The fight does not always end with the Immigration Judge. If you lose, you have 30 days to appeal to the Board of Immigration Appeals. But you cannot just say the judge was wrong. You have to identify specific legal or factual errors. You have to write a brief that cites the correct precedents. You have to preserve the issues during the initial trial. If your previous representative failed to object to a piece of evidence, you might have waived your right to appeal that issue. This is why the choice of legal services at the beginning is so vital. You are building the foundation for an appeal while the trial is still happening. We look at the judge’s demeanor. We look at the way they handle the evidence. We are always thinking two steps ahead. We are building the record for the 9th Circuit or the 5th Circuit before the judge even issues their decision.

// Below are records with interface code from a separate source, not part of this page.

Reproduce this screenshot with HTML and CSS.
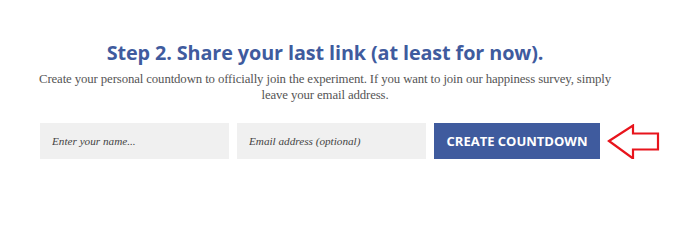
FILE: index.html
```html
<!DOCTYPE html>
<html>
<head>
<meta charset="utf-8">
<link rel="stylesheet" href="styles.css">
</head>
<body>
<div class="wrap">
  <h2 class="title">Step 2. Share your last link (at least for now).</h2>
  <p class="lead">Create your personal countdown to officially join the experiment. If you want to join our happiness survey, simply<br>leave your email address.</p>
  <form class="form">
    <input class="field field-name" type="text" placeholder="Enter your name...">
    <input class="field field-email" type="text" placeholder="Email address (optional)">
    <button class="btn" type="button">CREATE COUNTDOWN</button>
    <svg class="arrow" width="56" height="38" viewBox="0 0 56 38">
      <path d="M2 17 L26 1.5 L26 9.5 L51 9.5 L51 25.5 L26 25.5 L26 34.5 Z" fill="none" stroke="#e8141c" stroke-width="2.2" stroke-linejoin="miter"/>
    </svg>
  </form>
</div>
</body>
</html>
```
FILE: styles.css
```css
html, body {
  margin: 0;
  padding: 0;
  background: #fff;
}
.wrap {
  width: 570px;
  padding: 40px 0 0 40px;
  text-align: center;
}
.title {
  margin: 0;
  font-family: "Open Sans", sans-serif;
  font-weight: 700;
  font-size: 19.8px;
  line-height: 26px;
  color: #3f5b9e;
  letter-spacing: -0.1px;
}
.lead {
  margin: 5px -20px 0;
  font-family: "Liberation Serif", serif;
  font-size: 12.8px;
  line-height: 16px;
  color: #555;
  white-space: nowrap;
  letter-spacing: -0.12px;
}
.form {
  position: relative;
  display: flex;
  gap: 8px;
  margin-top: 20px;
}
.field {
  width: 189px;
  height: 36px;
  box-sizing: border-box;
  border: 0;
  background: #f0f0f0;
  padding: 0 12px;
  font-family: "Liberation Serif", serif;
  font-style: italic;
  font-size: 11.2px;
  color: #444;
  outline: none;
}
.field::placeholder {
  color: #444;
}
.btn {
  width: 166px;
  height: 36px;
  border: 0;
  background: #3f5b9e;
  color: #fff;
  font-family: "Open Sans", sans-serif;
  font-weight: 700;
  font-size: 13px;
  padding: 0;
}
.arrow {
  position: absolute;
  left: 567px;
  top: 1px;
}
```
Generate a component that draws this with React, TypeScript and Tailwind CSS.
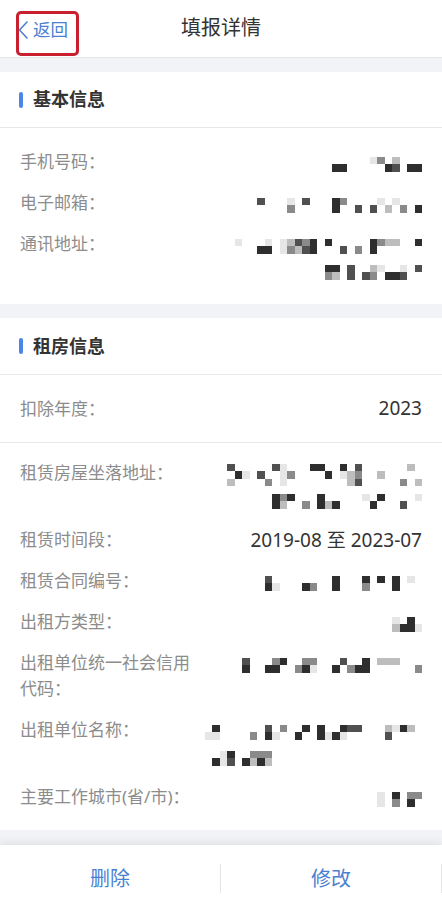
import React from 'react';

// 打码块的灰度
const shades: Record<string, string> = {
  a: 'bg-[#e6e6e6]',
  b: 'bg-[#bdbdbd]',
  c: 'bg-[#8a8a8a]',
  d: 'bg-[#505050]',
  e: 'bg-[#2e2e2e]',
};

type MosaicLine = string[];

function Mosaic({ lines }: { lines: MosaicLine[] }) {
  return (
    <div className="flex flex-col items-end">
      {lines.map((rows, i) => (
        <div key={i} className="h-[26px] flex flex-col justify-center pt-[4px]">
          {rows.map((row, j) => (
            <div key={j} className="flex">
              {row.split('').map((ch, k) => (
                <div key={k} className={`w-[7.5px] h-[7.5px] ${shades[ch] ?? ''}`} />
              ))}
            </div>
          ))}
        </div>
      ))}
    </div>
  );
}

function Row({ label, children }: { label: string; children: React.ReactNode }) {
  return (
    <div className="flex px-5 py-[7.5px]">
      <div className="w-[184px] shrink-0 text-[17px] leading-[26px] text-[#8c8c8c]">{label}</div>
      <div className="flex-1 flex justify-end">{children}</div>
    </div>
  );
}

function SectionTitle({ title, tall }: { title: string; tall?: boolean }) {
  return (
    <div className={`${tall ? 'h-[57px]' : 'h-[56px]'} flex items-center gap-[10px] px-[19px] border-b border-[#e8e8e8]`}>
      <div className="w-[4px] h-[16px] rounded-full bg-[#4a86e8]" />
      <span className="text-[18px] font-bold text-[#333]">{title}</span>
    </div>
  );
}

export default function App() {
  return (
    <div className="w-[442px] h-[912px] flex flex-col bg-[#f2f3f7] font-['Noto_Sans','Noto_Sans_CJK_SC',sans-serif] overflow-hidden">
      {/* 顶部导航 */}
      <div className="h-[58px] shrink-0 bg-white border-b border-[#e5e5e5] grid grid-cols-[1fr_auto_1fr]">
        <div className="pl-[16px] pt-[11px]">
          <div className="w-[63px] h-[45px] border-[3px] border-[#c8202f] rounded-[5px] flex items-center pb-[7px]">
            <svg className="w-[10px] h-[18px] -ml-[1px]" viewBox="0 0 10 18" fill="none" stroke="#4b7fd1" strokeWidth="1.6" strokeLinecap="round" strokeLinejoin="round">
              <path d="M9 1L1.5 9L9 17" />
            </svg>
            <span className="ml-[5px] text-[17.5px] leading-none text-[#4b7fd1]">返回</span>
          </div>
        </div>
        <div className="flex items-center pb-[1px] text-[20px] text-[#333]">填报详情</div>
        <div />
      </div>

      <div className="h-[14px] shrink-0" />

      {/* 基本信息 */}
      <div className="bg-white shrink-0">
        <SectionTitle title="基本信息" />
        <div className="pt-[13.5px] pb-[13.5px]">
          <Row label="手机号码：">
            <Mosaic lines={[['.....ac.b...', 'ee.....ed.ee']]} />
          </Row>
          <Row label="电子邮箱：">
            <Mosaic lines={[['d...a.d...ec....a.a...', '....c.....e..d.d.b.c.e']]} />
          </Row>
          <Row label="通讯地址：">
            <Mosaic
              lines={[
                ['a...a.abdce.e.....ecbb..e', '...ee.acbde...d.c.e......'],
                ['ee.d..ba..a.d', 'cb.d.dc.eed..'],
              ]}
            />
          </Row>
        </div>
      </div>

      <div className="h-[14px] shrink-0" />

      {/* 租房信息 */}
      <div className="bg-white shrink-0">
        <SectionTitle title="租房信息" tall />
        <div className="h-[68px] flex items-center justify-between px-5 border-b border-[#e8e8e8]">
          <span className="text-[17px] text-[#8c8c8c]">扣除年度：</span>
          <span className="text-[19px] text-[#333]">2023</span>
        </div>
        <div className="pt-[9.5px] pb-[12.5px]">
          <Row label="租赁房屋坐落地址：">
            <Mosaic
              lines={[
                ['d.....da...ee..e.d......b.', '.ea.d..ac....e.abc..b.....', 'b....c.a........bd.....c.b'],
                ['ece...e.....a.e....a', 'eb..c.ebe....e...d..'],
              ]}
            />
          </Row>
          <Row label="租赁时间段：">
            <span className="text-[19px] leading-[26px] text-[#333]">2019-08 至 2023-07</span>
          </Row>
          <Row label="租赁合同编号：">
            <Mosaic lines={[['d........e...e.e.e.a.', 'ea...ec..e...c...e...']]} />
          </Row>
          <Row label="出租方类型：">
            <Mosaic lines={[['a.e.', 'beea']]} />
          </Row>
          <Row label="出租单位统一社会信用代码：">
            <Mosaic lines={[['d...ce..cc...d..e.bbb...', 'e..ee..cea..e.cee......c']]} />
          </Row>
          <Row label="出租单位名称：">
            <Mosaic
              lines={[
                ['.e......d.c..e.e..edd...baeb.', 'aa....c.ea..e..eaea.....d....'],
                ['..ae..ccc....................', '.ead.ebeb....................'],
              ]}
            />
          </Row>
          <Row label="主要工作城市(省/市)：">
            <Mosaic lines={[['a.e.cc', 'a.c.e.']]} />
          </Row>
        </div>
      </div>

      <div className="flex-1" />

      {/* 底部按钮 */}
      <div className="h-[67px] shrink-0 bg-white flex items-center shadow-[0_-3px_8px_rgba(0,0,0,0.07)]">
        <button className="flex-1 h-full flex items-center justify-center text-[20px] text-[#4b7fd1]">删除</button>
        <div className="w-px h-[29px] bg-[#e5e5e5]" />
        <button className="flex-1 h-full flex items-center justify-center text-[20px] text-[#4b7fd1]">修改</button>
        <div className="w-px h-[29px] bg-[#e5e5e5]" />
      </div>
    </div>
  );
}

A self-represented litigant is focused on today. A senior trial attorney is focused on the final verdict and the years of litigation that may follow. The government has a team of lawyers. You deserve the same. Anything less is a surrender.

The myth of the simple case

There is no such thing as a simple immigration case. I have seen cases that looked like slam dunks get derailed by a change in a local police department’s reporting policy or a shift in the political climate of a home country. The law is a living organism. It is volatile and often irrational. When you hire an Immigration attorney, you are not just paying for forms. You are paying for 25 years of institutional knowledge. You are paying for the ability to see the trap before you step in it. You are paying for someone who knows which judges are hostile and which ones are fair. You are paying for the peace of mind that comes with knowing that every possible angle has been explored. Do not let your life be the lesson that other people learn from. Do not be the person who realizes too late that they should have had a professional in their corner. The cost of a lawyer is significant, but the cost of a removal order is immeasurable. It is the cost of your family, your career, and your future. Choose wisely. The machine is waiting.